TVN, TVN24, Onet i WP zaplanowały wydarzenie na 2 lipca o godzinie 19.25. Na prowadzących wybrano czołowych dziennikarzy z wymienionych redakcji: Monikę Olejnik (TVN24), Grzegorza Kajdanowicza (TVN), Andrzeja Stankiewicza (Onet) oaz Marka Kacprzaka (WP).
Z komunikatu organizatorów wynika, że wyznaczono precyzyjne zasady dla pojedynku. W wielkim skrócie: przewidziano pytania dziennikarzy, riposty, pytania od widzów, wzajemne pytania oraz oświadczenie końcowe kandydatów.
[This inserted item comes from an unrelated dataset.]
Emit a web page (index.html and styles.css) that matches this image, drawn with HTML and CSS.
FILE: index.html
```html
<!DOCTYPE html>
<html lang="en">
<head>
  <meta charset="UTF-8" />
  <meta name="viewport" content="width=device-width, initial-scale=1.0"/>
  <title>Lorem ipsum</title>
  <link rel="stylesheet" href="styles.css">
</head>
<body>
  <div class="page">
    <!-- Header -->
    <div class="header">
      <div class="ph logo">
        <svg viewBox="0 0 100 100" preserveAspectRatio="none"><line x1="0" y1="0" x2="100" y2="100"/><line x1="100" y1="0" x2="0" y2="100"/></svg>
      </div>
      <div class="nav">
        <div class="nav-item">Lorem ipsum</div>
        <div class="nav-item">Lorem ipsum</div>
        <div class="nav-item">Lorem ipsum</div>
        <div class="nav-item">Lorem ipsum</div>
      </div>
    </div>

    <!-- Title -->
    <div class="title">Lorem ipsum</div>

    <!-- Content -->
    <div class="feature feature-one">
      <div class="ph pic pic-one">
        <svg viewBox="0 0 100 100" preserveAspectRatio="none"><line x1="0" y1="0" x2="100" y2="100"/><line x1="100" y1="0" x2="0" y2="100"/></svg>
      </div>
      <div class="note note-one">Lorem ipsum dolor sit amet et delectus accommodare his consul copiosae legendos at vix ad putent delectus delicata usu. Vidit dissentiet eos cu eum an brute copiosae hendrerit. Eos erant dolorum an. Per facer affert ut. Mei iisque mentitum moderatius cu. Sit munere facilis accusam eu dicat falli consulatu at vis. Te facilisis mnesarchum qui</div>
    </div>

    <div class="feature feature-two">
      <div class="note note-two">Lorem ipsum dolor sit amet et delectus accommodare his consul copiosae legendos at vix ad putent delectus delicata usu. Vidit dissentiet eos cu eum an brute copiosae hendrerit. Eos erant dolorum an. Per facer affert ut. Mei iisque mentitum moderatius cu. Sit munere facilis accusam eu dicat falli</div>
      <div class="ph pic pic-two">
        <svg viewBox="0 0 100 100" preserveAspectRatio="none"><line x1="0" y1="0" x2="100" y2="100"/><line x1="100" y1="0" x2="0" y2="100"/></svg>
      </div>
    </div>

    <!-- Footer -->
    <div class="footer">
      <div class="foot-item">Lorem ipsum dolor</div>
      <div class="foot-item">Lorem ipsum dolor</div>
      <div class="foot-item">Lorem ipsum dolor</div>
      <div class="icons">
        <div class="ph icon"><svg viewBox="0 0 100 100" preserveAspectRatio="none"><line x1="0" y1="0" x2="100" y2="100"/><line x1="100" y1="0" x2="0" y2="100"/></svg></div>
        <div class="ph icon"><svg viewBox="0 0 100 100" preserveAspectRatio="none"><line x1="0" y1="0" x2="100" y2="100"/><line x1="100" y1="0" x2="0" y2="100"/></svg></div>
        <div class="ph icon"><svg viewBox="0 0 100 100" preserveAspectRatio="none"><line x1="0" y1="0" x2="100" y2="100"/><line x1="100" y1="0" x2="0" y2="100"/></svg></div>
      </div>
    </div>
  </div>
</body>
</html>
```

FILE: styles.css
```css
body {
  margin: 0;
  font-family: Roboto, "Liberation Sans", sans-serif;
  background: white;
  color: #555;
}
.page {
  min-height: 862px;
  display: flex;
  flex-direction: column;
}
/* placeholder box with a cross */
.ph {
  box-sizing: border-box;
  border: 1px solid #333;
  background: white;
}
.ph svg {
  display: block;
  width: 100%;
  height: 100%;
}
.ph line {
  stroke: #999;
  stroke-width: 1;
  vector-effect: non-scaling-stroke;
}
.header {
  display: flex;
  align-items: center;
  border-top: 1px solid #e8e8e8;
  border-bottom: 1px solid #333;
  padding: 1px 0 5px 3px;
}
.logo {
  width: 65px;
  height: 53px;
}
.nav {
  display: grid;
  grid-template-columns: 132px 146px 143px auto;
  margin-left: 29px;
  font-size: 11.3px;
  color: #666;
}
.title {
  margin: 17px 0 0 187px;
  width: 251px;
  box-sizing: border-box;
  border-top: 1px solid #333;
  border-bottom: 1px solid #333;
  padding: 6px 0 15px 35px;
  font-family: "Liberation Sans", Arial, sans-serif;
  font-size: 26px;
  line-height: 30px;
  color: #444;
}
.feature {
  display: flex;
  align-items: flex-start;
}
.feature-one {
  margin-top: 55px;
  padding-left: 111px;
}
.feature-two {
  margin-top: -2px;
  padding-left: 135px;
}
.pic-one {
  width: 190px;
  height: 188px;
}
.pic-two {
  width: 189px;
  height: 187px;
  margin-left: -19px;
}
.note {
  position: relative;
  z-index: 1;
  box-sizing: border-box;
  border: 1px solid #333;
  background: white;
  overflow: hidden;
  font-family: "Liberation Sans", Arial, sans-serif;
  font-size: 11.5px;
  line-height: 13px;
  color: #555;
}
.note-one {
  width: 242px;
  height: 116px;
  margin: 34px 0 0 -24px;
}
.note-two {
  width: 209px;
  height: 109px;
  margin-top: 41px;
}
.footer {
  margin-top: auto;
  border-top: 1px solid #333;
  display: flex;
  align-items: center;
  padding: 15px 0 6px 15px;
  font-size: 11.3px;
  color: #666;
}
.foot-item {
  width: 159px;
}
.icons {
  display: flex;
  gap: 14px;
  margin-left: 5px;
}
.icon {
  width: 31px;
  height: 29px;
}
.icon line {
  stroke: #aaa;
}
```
„Debata będzie dostępna na wszystkich najważniejszych platformach TVN, WP oraz Onetu, a także na Twitterze, Facebooku i YouTubie. Sygnał debaty nieodpłatnie udostępniony zostanie także wszystkim innym zainteresowanym mediom” – informują autorzy komunikatu.
Zaproszenie na debatę prezydencką. Jest odpowiedź
Na propozycję pozytywnie zareagował Rafał Trzaskowski, który już wcześniej sugerował, że jest otwarty na propozycje dyskusji. – Ja stawiam sprawę jasno – chciałem debaty, chcę debaty, będę na debacie! – zapowiedział.
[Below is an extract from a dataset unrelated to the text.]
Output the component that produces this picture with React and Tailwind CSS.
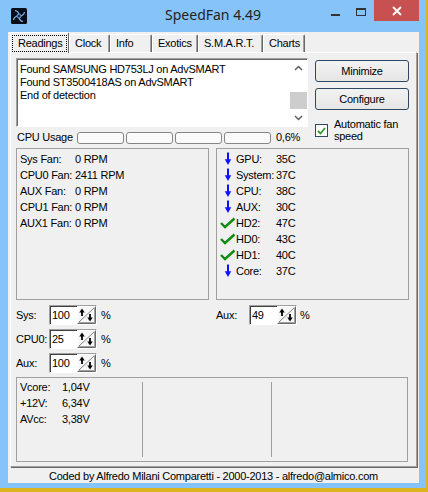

Do propozycji odniósł się także szef sztabu Andrzeja Dudy, Adam Bielan. – Pan prezydent uczestniczy w debatach. Wiem, że będzie debata w poniedziałek w Końskich. To nowy format debaty TVP. W czwartek, gdy jest państwa debata będziemy w województwie dolnośląskim – powiedział w „Kropce nad i” TVN24.
– Nie rozmawiałem jeszcze z prezydentem na temat innego terminu. Andrzej Duda jest cały czas w kampanii prezydenckiej, w ciągłym ruchu – dodał.